Thursday, 21 July 2016

Reflections on ... The Rise, The Fall and The Rise by Brix Smith Start



/ Portrait of the Author: present-day Brix Smith photographed by Amelia Troubridge /

[I was commissioned to write this book review of Brix Smith Start’s memoirs a while back, it seemingly got “spiked” and rather than let it go to waste I’ve posted it as a blog entry!]

Brix Smith Start has a knack for self-reinvention, from punk guitarist to Shoreditch fashionista and boutique proprietor to TV presenter.  She also seemingly possesses great timing: her autobiography follows on the heels of successful recent efforts by the likes of Sonic Youth's Kim Gordon, The Pretenders' frontwoman Chrissie Hynde and Viv Albertine of The Slits. Confessional memoirs by veteran rock chicks are red-hot right now.
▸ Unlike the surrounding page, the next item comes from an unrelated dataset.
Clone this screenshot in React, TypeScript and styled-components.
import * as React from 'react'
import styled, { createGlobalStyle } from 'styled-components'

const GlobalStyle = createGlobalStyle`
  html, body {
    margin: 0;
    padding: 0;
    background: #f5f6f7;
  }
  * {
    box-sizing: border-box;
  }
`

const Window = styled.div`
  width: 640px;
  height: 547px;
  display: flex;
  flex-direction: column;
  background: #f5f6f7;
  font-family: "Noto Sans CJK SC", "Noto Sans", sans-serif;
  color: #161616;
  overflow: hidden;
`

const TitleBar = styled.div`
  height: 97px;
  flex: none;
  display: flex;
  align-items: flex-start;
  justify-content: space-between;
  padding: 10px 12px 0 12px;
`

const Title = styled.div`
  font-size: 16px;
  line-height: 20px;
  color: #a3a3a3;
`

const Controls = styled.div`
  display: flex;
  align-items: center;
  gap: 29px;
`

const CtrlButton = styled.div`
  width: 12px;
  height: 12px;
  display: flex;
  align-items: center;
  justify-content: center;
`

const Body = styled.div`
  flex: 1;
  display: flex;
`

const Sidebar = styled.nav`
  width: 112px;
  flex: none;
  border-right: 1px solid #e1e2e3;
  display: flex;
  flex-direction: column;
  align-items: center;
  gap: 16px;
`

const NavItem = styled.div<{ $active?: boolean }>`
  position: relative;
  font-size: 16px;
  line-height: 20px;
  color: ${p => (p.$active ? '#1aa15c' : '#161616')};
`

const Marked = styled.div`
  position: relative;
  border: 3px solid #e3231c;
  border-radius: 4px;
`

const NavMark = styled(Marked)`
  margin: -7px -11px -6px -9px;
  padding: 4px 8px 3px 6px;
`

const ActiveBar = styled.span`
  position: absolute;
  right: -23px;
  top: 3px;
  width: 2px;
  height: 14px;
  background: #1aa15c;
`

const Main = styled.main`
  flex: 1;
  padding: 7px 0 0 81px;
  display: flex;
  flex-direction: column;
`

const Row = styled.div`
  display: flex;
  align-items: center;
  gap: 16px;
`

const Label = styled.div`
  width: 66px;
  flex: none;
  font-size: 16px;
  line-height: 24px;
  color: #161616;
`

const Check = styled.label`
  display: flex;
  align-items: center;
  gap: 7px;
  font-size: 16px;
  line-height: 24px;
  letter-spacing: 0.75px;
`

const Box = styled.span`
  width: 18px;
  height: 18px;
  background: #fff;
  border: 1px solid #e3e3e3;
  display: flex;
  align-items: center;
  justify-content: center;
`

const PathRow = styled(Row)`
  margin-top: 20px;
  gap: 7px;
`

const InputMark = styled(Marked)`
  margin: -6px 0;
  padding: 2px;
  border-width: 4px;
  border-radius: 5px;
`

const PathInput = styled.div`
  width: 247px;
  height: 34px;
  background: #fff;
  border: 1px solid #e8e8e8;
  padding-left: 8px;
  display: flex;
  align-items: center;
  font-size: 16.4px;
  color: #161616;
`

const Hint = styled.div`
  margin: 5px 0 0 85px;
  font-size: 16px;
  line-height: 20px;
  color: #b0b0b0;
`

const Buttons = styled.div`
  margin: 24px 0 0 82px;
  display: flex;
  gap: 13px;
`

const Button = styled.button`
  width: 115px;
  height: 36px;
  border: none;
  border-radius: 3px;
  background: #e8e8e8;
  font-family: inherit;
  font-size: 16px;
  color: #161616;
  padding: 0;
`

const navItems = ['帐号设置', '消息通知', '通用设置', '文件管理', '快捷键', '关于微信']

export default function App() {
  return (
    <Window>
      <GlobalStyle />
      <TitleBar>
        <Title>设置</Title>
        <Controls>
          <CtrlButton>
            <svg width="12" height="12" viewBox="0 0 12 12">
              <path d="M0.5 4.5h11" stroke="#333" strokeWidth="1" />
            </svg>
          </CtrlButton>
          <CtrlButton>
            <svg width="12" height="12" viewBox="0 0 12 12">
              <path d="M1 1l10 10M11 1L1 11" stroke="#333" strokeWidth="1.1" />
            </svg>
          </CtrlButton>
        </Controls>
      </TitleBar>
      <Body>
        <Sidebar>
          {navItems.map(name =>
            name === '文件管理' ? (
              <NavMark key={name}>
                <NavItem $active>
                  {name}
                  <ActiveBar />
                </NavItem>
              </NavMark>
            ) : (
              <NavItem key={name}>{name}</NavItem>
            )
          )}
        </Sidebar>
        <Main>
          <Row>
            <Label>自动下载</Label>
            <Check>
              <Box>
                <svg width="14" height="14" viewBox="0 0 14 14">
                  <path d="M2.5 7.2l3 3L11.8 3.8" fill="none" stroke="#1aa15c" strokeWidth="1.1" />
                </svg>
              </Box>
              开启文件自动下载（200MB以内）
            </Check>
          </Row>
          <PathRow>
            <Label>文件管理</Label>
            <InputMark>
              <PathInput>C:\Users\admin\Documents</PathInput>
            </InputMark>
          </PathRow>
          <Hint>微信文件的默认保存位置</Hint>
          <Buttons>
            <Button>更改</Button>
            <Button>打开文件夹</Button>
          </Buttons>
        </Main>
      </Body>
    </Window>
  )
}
Born Laura Salenger in 1962 in Los Angeles to an affluent family with show business connections, as a teenager she embraced punk rock (the nickname “Brixton” came from her love of The Clash song “Guns of Brixton”). Following a whirlwind romance with Mark E Smith (frontman of hard-edged Mancunian band The Fall), in 1983 Brix impulsively marries him, relocates from sun-kissed LA to drab and overcast Manchester and joins his band as guitarist. The book is especially funny describing her horrified culture shock at her new Northern husband’s grimy poverty. (“Mark’s parents suggested we have the reception in the Eagle and Child pub and that we serve sausage rolls, salt and vinegar crisps and pickled onions to our guests,” she shudders).
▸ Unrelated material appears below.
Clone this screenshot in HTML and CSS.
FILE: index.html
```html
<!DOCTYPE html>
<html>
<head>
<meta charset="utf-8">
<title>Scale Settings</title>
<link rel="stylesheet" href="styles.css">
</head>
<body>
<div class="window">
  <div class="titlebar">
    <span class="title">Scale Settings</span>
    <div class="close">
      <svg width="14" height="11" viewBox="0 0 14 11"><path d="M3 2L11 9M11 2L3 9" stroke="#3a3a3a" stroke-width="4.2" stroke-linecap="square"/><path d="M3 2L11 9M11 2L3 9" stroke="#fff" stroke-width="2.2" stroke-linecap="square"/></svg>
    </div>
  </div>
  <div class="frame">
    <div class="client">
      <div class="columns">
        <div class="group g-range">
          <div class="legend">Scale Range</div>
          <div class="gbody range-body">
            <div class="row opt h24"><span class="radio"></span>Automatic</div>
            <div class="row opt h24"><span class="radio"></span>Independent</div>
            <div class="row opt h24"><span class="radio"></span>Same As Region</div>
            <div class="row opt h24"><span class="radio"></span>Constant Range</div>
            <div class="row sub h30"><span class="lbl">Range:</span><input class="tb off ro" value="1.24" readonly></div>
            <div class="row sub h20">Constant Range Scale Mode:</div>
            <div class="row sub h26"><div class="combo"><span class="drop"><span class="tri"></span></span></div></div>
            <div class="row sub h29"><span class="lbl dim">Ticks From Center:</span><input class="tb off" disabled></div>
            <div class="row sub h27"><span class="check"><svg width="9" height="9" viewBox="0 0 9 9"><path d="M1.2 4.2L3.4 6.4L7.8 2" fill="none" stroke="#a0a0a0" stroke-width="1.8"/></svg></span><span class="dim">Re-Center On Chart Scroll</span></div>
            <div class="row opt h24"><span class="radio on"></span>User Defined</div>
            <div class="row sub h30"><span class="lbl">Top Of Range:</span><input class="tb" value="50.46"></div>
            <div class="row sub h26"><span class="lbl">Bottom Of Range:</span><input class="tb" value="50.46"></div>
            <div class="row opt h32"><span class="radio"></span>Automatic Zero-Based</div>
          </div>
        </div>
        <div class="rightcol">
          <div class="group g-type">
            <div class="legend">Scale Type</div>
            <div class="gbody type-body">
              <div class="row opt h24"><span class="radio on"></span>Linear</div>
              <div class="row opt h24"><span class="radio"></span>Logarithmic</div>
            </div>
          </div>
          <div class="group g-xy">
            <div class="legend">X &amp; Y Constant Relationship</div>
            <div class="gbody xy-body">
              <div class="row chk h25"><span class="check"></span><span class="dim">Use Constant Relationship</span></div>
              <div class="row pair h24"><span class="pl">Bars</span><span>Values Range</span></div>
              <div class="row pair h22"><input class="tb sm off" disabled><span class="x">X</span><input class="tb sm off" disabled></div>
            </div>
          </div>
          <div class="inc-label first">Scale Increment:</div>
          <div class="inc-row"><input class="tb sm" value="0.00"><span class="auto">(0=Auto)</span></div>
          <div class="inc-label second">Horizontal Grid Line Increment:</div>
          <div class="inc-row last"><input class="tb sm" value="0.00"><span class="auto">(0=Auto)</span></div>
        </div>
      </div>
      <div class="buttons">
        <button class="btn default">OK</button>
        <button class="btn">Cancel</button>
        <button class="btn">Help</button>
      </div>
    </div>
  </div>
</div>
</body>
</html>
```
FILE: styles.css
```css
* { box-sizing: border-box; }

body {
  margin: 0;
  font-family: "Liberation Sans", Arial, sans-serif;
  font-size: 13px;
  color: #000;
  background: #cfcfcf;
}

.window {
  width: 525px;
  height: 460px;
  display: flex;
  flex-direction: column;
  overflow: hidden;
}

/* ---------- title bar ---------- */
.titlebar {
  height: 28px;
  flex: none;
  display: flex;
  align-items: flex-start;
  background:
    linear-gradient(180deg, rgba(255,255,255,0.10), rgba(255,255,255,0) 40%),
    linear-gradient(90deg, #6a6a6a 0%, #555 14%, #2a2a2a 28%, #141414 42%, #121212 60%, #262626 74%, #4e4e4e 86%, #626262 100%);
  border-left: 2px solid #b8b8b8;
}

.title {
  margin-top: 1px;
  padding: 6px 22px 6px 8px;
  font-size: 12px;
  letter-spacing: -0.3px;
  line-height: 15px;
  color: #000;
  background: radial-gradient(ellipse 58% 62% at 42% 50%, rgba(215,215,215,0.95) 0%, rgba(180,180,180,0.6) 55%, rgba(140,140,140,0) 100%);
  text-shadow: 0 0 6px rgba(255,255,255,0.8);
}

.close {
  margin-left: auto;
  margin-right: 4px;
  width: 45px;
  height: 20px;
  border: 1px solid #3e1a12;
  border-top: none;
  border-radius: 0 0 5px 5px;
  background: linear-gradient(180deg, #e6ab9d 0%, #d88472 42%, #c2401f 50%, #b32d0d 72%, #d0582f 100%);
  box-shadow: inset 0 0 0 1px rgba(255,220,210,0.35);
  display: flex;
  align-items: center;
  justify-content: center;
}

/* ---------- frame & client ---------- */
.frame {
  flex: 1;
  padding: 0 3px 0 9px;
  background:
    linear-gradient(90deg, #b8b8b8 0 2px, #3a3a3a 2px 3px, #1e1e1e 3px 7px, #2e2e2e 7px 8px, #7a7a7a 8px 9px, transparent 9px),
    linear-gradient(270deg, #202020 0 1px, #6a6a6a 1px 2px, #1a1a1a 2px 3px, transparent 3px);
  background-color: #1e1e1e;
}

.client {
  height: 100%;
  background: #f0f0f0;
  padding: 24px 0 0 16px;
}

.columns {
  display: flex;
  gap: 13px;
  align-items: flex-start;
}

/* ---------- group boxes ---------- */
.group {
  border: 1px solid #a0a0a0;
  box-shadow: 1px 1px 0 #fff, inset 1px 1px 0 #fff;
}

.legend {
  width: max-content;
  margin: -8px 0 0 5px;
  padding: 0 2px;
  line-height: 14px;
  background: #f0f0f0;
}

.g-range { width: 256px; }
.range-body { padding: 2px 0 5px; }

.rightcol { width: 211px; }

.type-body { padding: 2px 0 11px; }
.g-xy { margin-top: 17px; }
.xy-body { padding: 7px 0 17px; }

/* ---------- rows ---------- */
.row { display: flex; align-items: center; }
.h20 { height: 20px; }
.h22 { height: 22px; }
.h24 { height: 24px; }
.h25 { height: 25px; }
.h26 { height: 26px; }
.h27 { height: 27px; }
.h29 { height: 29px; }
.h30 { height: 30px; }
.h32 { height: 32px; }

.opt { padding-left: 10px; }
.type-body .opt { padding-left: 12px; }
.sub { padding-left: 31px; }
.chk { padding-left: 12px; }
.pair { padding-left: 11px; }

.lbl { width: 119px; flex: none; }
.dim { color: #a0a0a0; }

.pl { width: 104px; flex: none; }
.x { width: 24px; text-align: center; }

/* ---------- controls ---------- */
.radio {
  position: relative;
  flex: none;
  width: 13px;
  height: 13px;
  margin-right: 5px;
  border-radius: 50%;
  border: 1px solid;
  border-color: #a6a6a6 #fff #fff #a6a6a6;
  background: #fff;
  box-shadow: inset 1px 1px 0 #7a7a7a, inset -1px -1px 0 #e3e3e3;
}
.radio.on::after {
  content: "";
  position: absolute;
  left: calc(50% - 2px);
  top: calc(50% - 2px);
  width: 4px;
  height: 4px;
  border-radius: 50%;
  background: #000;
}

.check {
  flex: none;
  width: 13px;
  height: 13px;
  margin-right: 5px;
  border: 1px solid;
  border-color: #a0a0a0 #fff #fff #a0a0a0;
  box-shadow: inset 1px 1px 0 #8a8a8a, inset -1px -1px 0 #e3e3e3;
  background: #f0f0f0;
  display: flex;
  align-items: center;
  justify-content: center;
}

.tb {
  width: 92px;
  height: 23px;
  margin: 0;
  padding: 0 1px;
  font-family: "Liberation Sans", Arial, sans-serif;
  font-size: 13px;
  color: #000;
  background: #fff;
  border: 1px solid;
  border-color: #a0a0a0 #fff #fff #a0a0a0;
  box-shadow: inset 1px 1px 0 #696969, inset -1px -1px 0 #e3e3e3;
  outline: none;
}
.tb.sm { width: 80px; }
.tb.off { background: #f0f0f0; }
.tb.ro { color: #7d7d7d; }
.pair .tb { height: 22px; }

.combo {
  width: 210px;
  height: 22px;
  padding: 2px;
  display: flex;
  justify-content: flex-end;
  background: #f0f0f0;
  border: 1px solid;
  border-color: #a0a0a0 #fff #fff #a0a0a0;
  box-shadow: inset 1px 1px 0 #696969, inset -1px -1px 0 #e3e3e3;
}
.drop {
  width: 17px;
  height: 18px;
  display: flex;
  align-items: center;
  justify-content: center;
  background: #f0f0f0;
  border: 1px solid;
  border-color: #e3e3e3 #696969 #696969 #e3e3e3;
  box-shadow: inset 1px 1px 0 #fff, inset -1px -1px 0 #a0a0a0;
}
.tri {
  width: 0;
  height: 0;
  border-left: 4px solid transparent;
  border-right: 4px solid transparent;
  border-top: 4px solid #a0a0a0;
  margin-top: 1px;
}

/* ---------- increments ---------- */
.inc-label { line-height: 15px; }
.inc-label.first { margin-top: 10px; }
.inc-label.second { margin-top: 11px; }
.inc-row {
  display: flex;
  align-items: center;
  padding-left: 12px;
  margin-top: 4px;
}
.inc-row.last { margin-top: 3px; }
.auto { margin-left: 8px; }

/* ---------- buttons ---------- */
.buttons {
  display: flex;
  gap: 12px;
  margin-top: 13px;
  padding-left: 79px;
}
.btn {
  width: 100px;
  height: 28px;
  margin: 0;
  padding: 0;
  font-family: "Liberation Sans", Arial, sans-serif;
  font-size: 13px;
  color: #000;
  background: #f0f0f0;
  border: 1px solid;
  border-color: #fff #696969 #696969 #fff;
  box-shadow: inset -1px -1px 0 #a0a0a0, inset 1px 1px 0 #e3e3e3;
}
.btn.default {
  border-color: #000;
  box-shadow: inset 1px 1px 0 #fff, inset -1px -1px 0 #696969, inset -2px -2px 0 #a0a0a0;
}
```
“The Brix years” were arguably The Fall’s creative and commercial peak.  Her towering, catchy riffs, steeped in surf instrumentals and rockabilly, injected The Falls’ music with a new accessibility. Diminutive, blonde and beautiful, she also added a jolt of Californian glamour to one of the most austere and uncompromising of post-punk bands. The Falls’ artistic zenith would perhaps be in 1988 performing onstage with drag monster Leigh Bowery in queer bad boy of dance Michael Clark’s avant-garde ballet I Am Curious, Orange.  (Brix played guitar while seated atop a giant Pop Art hamburger).
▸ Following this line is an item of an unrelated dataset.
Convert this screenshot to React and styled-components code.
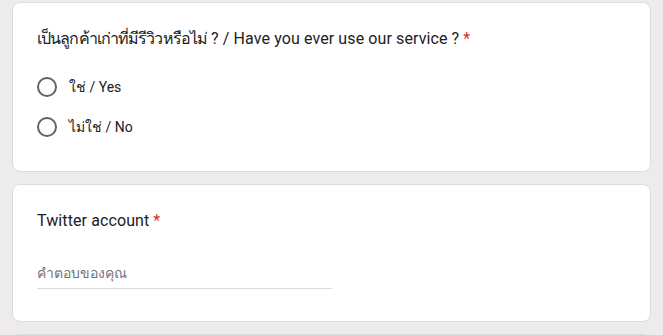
import React from "react";
import styled, { createGlobalStyle } from "styled-components";

const Global = createGlobalStyle`
  html, body { margin: 0; padding: 0; background: #edebec; }
  body { font-family: Roboto, "Noto Sans", Arial, sans-serif; color: #202124; }
`;

const Page = styled.div`
  display: flex;
  flex-direction: column;
  gap: 12px;
  padding: 2px 12px 0;
  height: 335px;
  overflow: hidden;
  box-sizing: border-box;
`;

const Card = styled.section`
  background: #fff;
  border: 1px solid #dadce0;
  border-radius: 8px;
  padding: 24px 24px ${(p) => p.$pb || 24}px;
  flex-shrink: 0;
  min-height: ${(p) => p.$minH || 0}px;
`;

const Title = styled.div`
  font-size: 16px;
  line-height: 24px;
  letter-spacing: 0.1px;
  color: #202124;
`;

const Thai = styled.span`
  letter-spacing: -0.9px;
`;

const Req = styled.span`
  color: #d93025;
  margin-left: 4px;
`;

const Options = styled.div`
  display: flex;
  flex-direction: column;
  margin-top: 16px;
`;

const Option = styled.label`
  display: flex;
  align-items: center;
  height: 40px;
  gap: 12px;
  font-size: 14px;
  color: #202124;
  cursor: pointer;
`;

const Radio = styled.span`
  width: 20px;
  height: 20px;
  box-sizing: border-box;
  border: 2px solid #5f6368;
  border-radius: 50%;
  flex-shrink: 0;
`;

const Field = styled.div`
  margin-top: 24px;
  width: 295px;
  height: 32px;
  display: flex;
  align-items: center;
  border-bottom: 1px solid #dadce0;
  box-sizing: border-box;
  font-size: 14px;
  color: #70757a;
`;

export default function App() {
  return (
    <>
      <Global />
      <Page>
        <Card>
          <Title>
            <Thai>เป็นลูกค้าเก่าที่มีรีวิวหรือไม่</Thai> ? / Have you ever use our service ?
            <Req>*</Req>
          </Title>
          <Options>
            <Option>
              <Radio />
              ใช่ / Yes
            </Option>
            <Option>
              <Radio />
              ไม่ใช่ / No
            </Option>
          </Options>
        </Card>
        <Card $pb={32}>
          <Title>
            Twitter account<Req>*</Req>
          </Title>
          <Field>คำตอบของคุณ</Field>
        </Card>
        <Card $minH={60} />
      </Page>
    </>
  );
}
/ Art-rock heaven: The Fall meets Michael Clark /

A volatile musical genius Mark E Smith may be, but he didn’t make for ideal husband material.  Brix depicts him as an unhinged alcoholic and speed freak with an increasingly ugly temper.  Once their romantic and musical partnership imploded (they divorced in 1989), Brix would struggle with low self-esteem, depression, dysfunctional relationships, career disappointments, eating disorders and sleeping pill addiction (very Valley of the Dolls). 



/ One of my favourite Fall songs and videos. The skunk-striped black and white Cruella de Ville hairstyle was one of Brix's best looks /

Her lowest point sees Brix back in Los Angeles and broke after leaving The Fall, unable to play guitar because of painful tendinitis and supporting herself as a waitress while hustling for acting jobs. One night a group of Mancunian musicians recognise her at the restaurant and ask, “Didn’t you used to be Brix Smith?” (To her credit, she replied, “I still am”).

Gossip hounds will find much to savour here. Brix seemingly crossed paths with everyone over the years. Her mother used to work in the television industry. As a child Brix would watch transfixed as Sonny and Cher rehearsed for their TV show (“even in street clothes she radiated glamour ... Cher is my jeans idol”).  As student at Bennington College Brett Easton Ellis and Donna Tartt were fellow pupils in her creative writing class. Later she would rub shoulders with everyone from Morrissey (“he was always so unfriendly, prickly and weird”) to Courtney Love (she almost joined Hole in the nineties) and even Princess Diana (“I’ve rarely seen a woman turn it on the way she did”). And then of course there’s Gok Kwan. Let’s face it: for a generation of gay guys Brix is inevitably best known as co-host of Gok’s Fashion Fix.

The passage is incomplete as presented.